During the last three years, no single customer accounted for more than 10% of
Great Lakes' total consolidated sales. The Company has no material contracts or
subcontracts with government agencies. A major portion of the Company's sales
are sold to industrial or commercial users for use in the production of other
products. Some products, such as recreational water treatment chemicals and
supplies, are sold to a large number of retail pool stores, mass merchandisers
and distributors. Some export sales are marketed through distributors and
brokers.

The Company's business does not normally reflect any material backlog of orders
at year-end.

Competition

Great Lakes is in competition with businesses producing the same or similar
products as well as businesses producing products intended for similar use.
There is one other major bromine producer in the United States which competes
with the Company in varying degrees, depending on the product involved, with
respect to the sale of bromine and bromine derivatives. There is also one major
overseas manufacturer of bromine and brominated products which competes with the
Company in the United States and elsewhere. There are several small producers in
the U.S. and overseas which are competitors in several individual products. In
addition, there are numerous manufacturers of alternatives that compete with the
Company. In polymer stabilizers, the Company competes with a significantly
larger supplier across this entire product line and with a number of smaller
companies in individual product areas. The Company competes with several
manufacturers and distributors of swimming pool and spa chemicals.

Principal methods of competition are price, product quality and purity,
technical services and ability to deliver promptly. The Company is able to move
quickly in providing new products to meet identified market demands, and
believes its production costs are among the lowest in the world. These factors,
combined with high technical skills, allow the Company to compete effectively.

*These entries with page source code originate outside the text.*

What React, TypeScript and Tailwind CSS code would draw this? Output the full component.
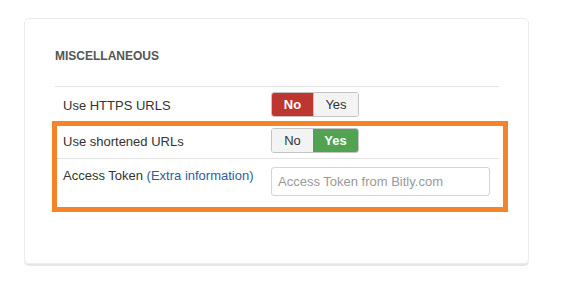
import React from 'react';

const Toggle: React.FC<{ value: boolean }> = ({ value }) => {
  return (
    <div className="flex h-[25px] w-[88px] rounded-[3px] border border-[#c4c4c4] overflow-hidden text-[13px] leading-none">
      <span
        className={
          value
            ? 'flex w-[41px] items-center justify-center bg-[#f3f3f3] text-[#333]'
            : 'flex w-[41px] items-center justify-center bg-[#bd362f] text-white font-bold'
        }
      >
        No
      </span>
      <span
        className={
          value
            ? 'flex flex-1 items-center justify-center bg-[#51a351] text-white font-bold'
            : 'flex flex-1 items-center justify-center bg-[#f3f3f3] text-[#333] border-l border-[#c4c4c4]'
        }
      >
        Yes
      </span>
    </div>
  );
};

const App: React.FC = () => {
  return (
    <div className="min-h-screen bg-white pt-[18px] pl-[24px] font-['Liberation_Sans',Arial,sans-serif] text-[13px] text-[#333]">
      <div className="w-[505px] h-[246px] rounded-[5px] border border-[#ececec] shadow-[0_2px_0_#e6e6e6] pl-[30px] pr-[29px] pt-[29px]">
        <h3 className="text-[12px] leading-4 font-bold text-[#555]">MISCELLANEOUS</h3>

        <div className="mt-[22px] border-t border-[#e3e3e3]">
          {/* Row 1 */}
          <div className="flex h-[34px] items-start pt-[5px] pl-[8px]">
            <label className="w-[208px] pt-[4px]">Use HTTPS URLS</label>
            <Toggle value={false} />
          </div>

          {/* highlighted block */}
          <div className="ml-[-3px] mr-[-9px] border-[5px] border-[#f5832a]">
            <div className="flex h-[33px] items-start pt-[2px] pl-[6px] mr-[4px] border-b border-[#e3e3e3]">
              <label className="w-[208px] pt-[4px]">Use shortened URLs</label>
              <Toggle value={true} />
            </div>
            <div className="flex h-[48px] items-start pt-[8px] pl-[6px]">
              <label className="w-[208px] -mt-[1px]">
                Access Token <span className="text-[#2f5d9c]">(Extra information)</span>
              </label>
              <input
                className="h-[29px] w-[219px] rounded-[3px] border border-[#d4d4d4] px-[6px] text-[13px] placeholder:text-[#999] outline-none"
                placeholder="Access Token from Bitly.com"
              />
            </div>
          </div>
        </div>
      </div>
    </div>
  );
};

export default App;
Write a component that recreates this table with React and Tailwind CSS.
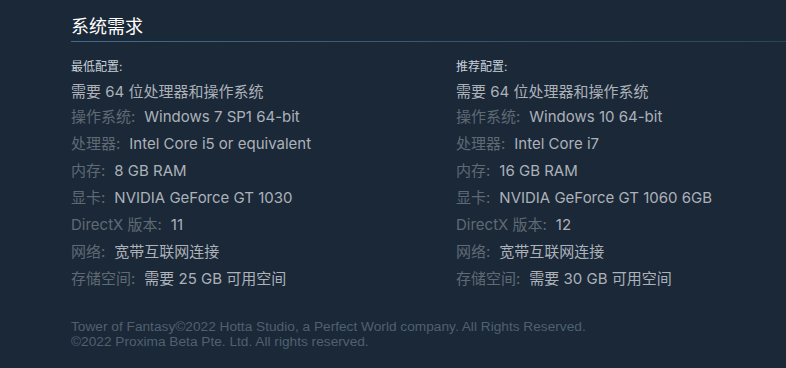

Seasonality and Working Capital

The products which the Company sells to the agricultural and swimming pool
markets exhibit some seasonality which is reflected in relatively higher sales
and profits in the first half of each year. Seasonality results in the need to
build inventories for rapid delivery at certain times of the year. The pool
product season is strongest during the first six months, requiring a build-up of
inventory at the beginning of the year. Except for certain arrangements with
distributors and dealers of swimming pool and spa products, customers are not
permitted to return unsold material at the end of a season. Extended credit
terms are granted only in cases where the Company chooses to do so to meet
competition.

The effect of the above items on working capital requirements is not material.

Research and Development and Patents

Research and development expenditures are included in Note 14: "Research and
Development Expenses" of the Notes to Consolidated Financial Statements on page
38 of the 1998 Annual Report to Stockholders and is incorporated herein by
reference. The Company holds no patents, licenses, franchises or concessions
which are essential to its operations.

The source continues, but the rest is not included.